Failure Domains
A failure domain (FD) in a data center is a group of resources that are likely to fail together. For example, all of the servers in a rack might be considered a failure domain, because if there is a power outage or other failure that affects the rack, all of the servers in the rack will be affected as well.
FDs are important for designing and managing data centers because they help ensure that even if there is a failure, some of the resources in the data center will still be available. For example, if a rack fails, the data center can still function if the other racks are still available.
Another example of an FD definition is grid topology, in which every node is assigned a label of a row and a label of a column. In this case, the volume is not stored on two servers that are placed on the same row or on the same column.

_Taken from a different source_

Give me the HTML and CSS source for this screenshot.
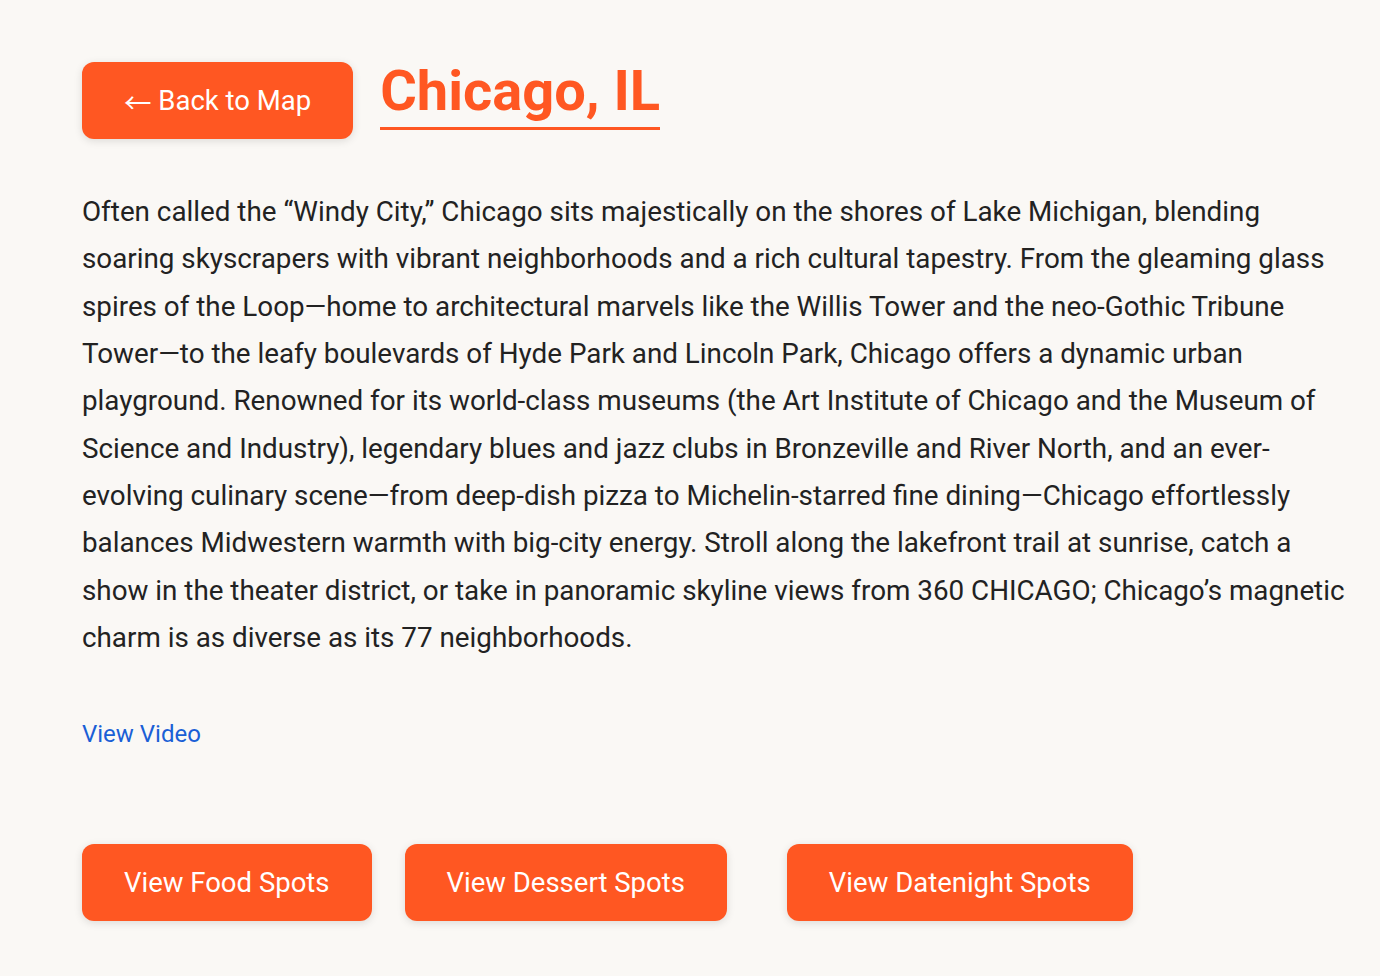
FILE: index.html
```html
<!DOCTYPE html>
<html lang="en">
<head>
<meta charset="utf-8">
<title>Chicago, IL</title>
<link rel="stylesheet" href="styles.css">
</head>
<body>
<main class="page">
  <header class="header">
    <a class="btn btn-back" href="#"><span class="arrow">&larr;</span> Back to Map</a>
    <h1 class="title">Chicago, IL</h1>
  </header>
  <p class="description">Often called the “Windy City,” Chicago sits majestically on the shores of Lake Michigan, blending soaring skyscrapers with vibrant neighborhoods and a rich cultural tapestry. From the gleaming glass spires of the Loop—home to architectural marvels like the Willis Tower and the neo-Gothic Tribune Tower—to the leafy boulevards of Hyde Park and Lincoln Park, Chicago offers a dynamic urban playground. Renowned for its world-class museums (the Art Institute of Chicago and the Museum of Science and Industry), legendary blues and jazz clubs in Bronzeville and River North, and an ever-evolving culinary scene—from deep-dish pizza to Michelin-starred fine dining—Chicago effortlessly balances Midwestern warmth with big-city energy. Stroll along the lakefront trail at sunrise, catch a show in the theater district, or take in panoramic skyline views from 360 CHICAGO; Chicago’s magnetic charm is as diverse as its 77 neighborhoods.</p>
  <a class="video-link" href="#">View Video</a>
  <nav class="spots">
    <a class="btn btn-spot spot-food" href="#">View Food Spots</a>
    <a class="btn btn-spot spot-dessert" href="#">View Dessert Spots</a>
    <a class="btn btn-spot spot-date" href="#">View Datenight Spots</a>
  </nav>
</main>
</body>
</html>
```

FILE: styles.css
```css
* { box-sizing: border-box; }
html, body {
  margin: 0;
  padding: 0;
  background: #faf8f5;
}
body {
  font-family: Roboto, "Liberation Sans", Arial, sans-serif;
  color: #222222;
}
.page {
  padding: 62px 32px 40px 82px;
  display: flex;
  flex-direction: column;
  align-items: flex-start;
}
.header {
  display: flex;
  align-items: flex-start;
  gap: 27px;
}
.btn {
  display: inline-flex;
  align-items: center;
  justify-content: center;
  height: 77px;
  padding: 0 42px;
  background: #ff5722;
  color: #ffffff;
  font-size: 27.5px;
  text-decoration: none;
  border-radius: 12px;
  box-shadow: 0 2px 8px rgba(0, 0, 0, 0.12);
  white-space: pre;
}
.arrow {
  font-family: "Noto Sans CJK JP", "DejaVu Sans", sans-serif;
}
.title {
  margin: 1px 0 0 0;
  color: #ff5722;
  font-size: 56px;
  font-weight: 700;
  line-height: 56px;
  padding-bottom: 8px;
  border-bottom: 3px solid #ff5722;
}
.description {
  margin: 49px 0 0 0;
  font-size: 27.8px;
  line-height: 47.33px;
}
.video-link {
  margin-top: 59px;
  color: #1a5fd6;
  font-size: 24px;
  text-decoration: none;
}
.spots {
  display: flex;
  margin-top: 96px;
}
.spot-dessert { margin-left: 33px; }
.spot-date { margin-left: 60px; }
```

Users define FDs based on data center topology and the level of protection they require for this data center. Each server in the cluster can be assigned to a set of FDs (or associated to a set of FDs).
There are a number of factors that can be used to define failure domains, such as:
- Physical location: Resources that are located in the same physical location are more likely to fail together, such as all of the servers in a rack.
- Infrastructure: Resources that share the same infrastructure are more likely to fail together, such as all of the servers that are connected to the same power supply.
- Logical dependencies: Resources that are logically dependent on each other are more likely to fail together, such as a database server and its associated storage.
Failure Domains in Lightbits
A Lightbits storage cluster is composed of a distributed set of servers. Each server can be placed on a different physical or logical group.
During the installation of Lightbits servers, servers can be labeled with a list of FDs. A minimum set of three servers with non-intersecting FDs are required for normal operation. These labels should be matched to logical and/or physical failure domains where users want to place servers logically or physically.
Lightbits storage clusters replication logic uses this information to guarantee that each replica of a volume's data will be distributed to servers that do not share failure domains. This ensures that a failure in a single failure domain (i.e., power supply of a specific rack) would only impact a single replica, ensuring that the cluster maintains the availability of data.
Per the previous section, servers can be configured using a single or dual instance. The same FD rules apply to dual instance, as they share a physical resource (same server). Multiple replicas of a volume will never be placed on the same server. This is because any server failure will usually affect both nodes.